▶ **RECORDS FOR PROCESSING**:
********************

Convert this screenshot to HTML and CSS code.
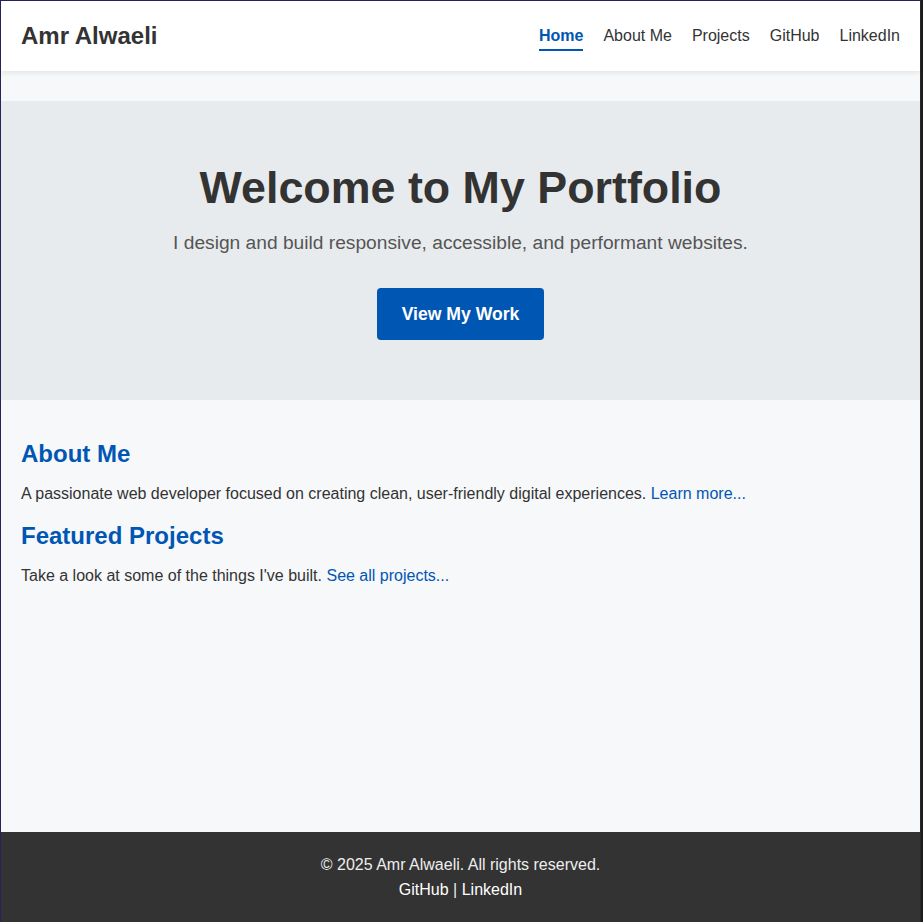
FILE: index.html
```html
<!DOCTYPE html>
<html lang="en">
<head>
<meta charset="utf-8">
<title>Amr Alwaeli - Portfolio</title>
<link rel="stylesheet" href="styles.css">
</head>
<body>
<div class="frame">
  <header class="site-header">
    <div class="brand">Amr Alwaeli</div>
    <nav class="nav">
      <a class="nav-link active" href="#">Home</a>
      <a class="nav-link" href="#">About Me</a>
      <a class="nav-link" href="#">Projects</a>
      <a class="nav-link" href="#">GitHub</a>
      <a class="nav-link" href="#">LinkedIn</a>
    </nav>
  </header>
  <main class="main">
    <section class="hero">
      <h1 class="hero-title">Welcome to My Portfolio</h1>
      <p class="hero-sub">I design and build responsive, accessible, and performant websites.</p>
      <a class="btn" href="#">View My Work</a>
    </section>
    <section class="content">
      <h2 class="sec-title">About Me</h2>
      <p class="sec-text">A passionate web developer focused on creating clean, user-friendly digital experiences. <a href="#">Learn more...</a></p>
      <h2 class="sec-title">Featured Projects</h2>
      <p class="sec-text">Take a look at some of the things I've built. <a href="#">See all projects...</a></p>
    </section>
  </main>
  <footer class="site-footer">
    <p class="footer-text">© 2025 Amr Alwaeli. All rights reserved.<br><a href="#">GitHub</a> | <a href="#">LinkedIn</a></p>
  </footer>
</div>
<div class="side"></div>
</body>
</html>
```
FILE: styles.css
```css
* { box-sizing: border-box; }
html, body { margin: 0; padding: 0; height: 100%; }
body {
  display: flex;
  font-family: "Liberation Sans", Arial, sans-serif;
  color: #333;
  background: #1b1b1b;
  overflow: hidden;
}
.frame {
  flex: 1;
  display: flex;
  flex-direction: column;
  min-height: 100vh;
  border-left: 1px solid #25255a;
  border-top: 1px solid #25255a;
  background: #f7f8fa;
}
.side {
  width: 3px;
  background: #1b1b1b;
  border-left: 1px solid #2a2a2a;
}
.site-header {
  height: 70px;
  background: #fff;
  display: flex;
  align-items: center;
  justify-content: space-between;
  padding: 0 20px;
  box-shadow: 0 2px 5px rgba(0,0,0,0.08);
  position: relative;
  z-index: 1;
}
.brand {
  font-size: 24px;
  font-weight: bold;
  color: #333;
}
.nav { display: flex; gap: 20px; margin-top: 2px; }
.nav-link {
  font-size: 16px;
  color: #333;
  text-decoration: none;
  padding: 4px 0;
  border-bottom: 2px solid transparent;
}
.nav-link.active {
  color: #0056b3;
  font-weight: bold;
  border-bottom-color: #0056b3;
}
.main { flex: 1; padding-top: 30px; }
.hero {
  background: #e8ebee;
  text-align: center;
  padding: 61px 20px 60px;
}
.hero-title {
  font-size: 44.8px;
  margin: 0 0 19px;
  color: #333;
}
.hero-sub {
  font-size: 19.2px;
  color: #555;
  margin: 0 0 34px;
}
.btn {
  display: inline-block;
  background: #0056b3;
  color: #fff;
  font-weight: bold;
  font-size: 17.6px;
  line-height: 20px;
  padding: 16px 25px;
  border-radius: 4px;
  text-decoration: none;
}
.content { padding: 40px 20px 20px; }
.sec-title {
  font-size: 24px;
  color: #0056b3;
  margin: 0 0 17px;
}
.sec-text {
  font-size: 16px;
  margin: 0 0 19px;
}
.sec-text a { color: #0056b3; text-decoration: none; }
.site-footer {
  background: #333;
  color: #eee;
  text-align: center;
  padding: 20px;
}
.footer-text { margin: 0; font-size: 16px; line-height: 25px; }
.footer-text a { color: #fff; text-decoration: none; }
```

********************

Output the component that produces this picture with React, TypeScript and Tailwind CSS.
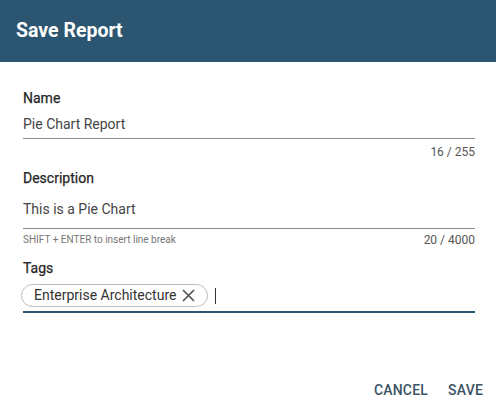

********************

Copy out every line where the word "this" occurs.

Convert this screenshot to HTML and CSS code.
Output the component that produces this picture with React, TypeScript and Tailwind CSS.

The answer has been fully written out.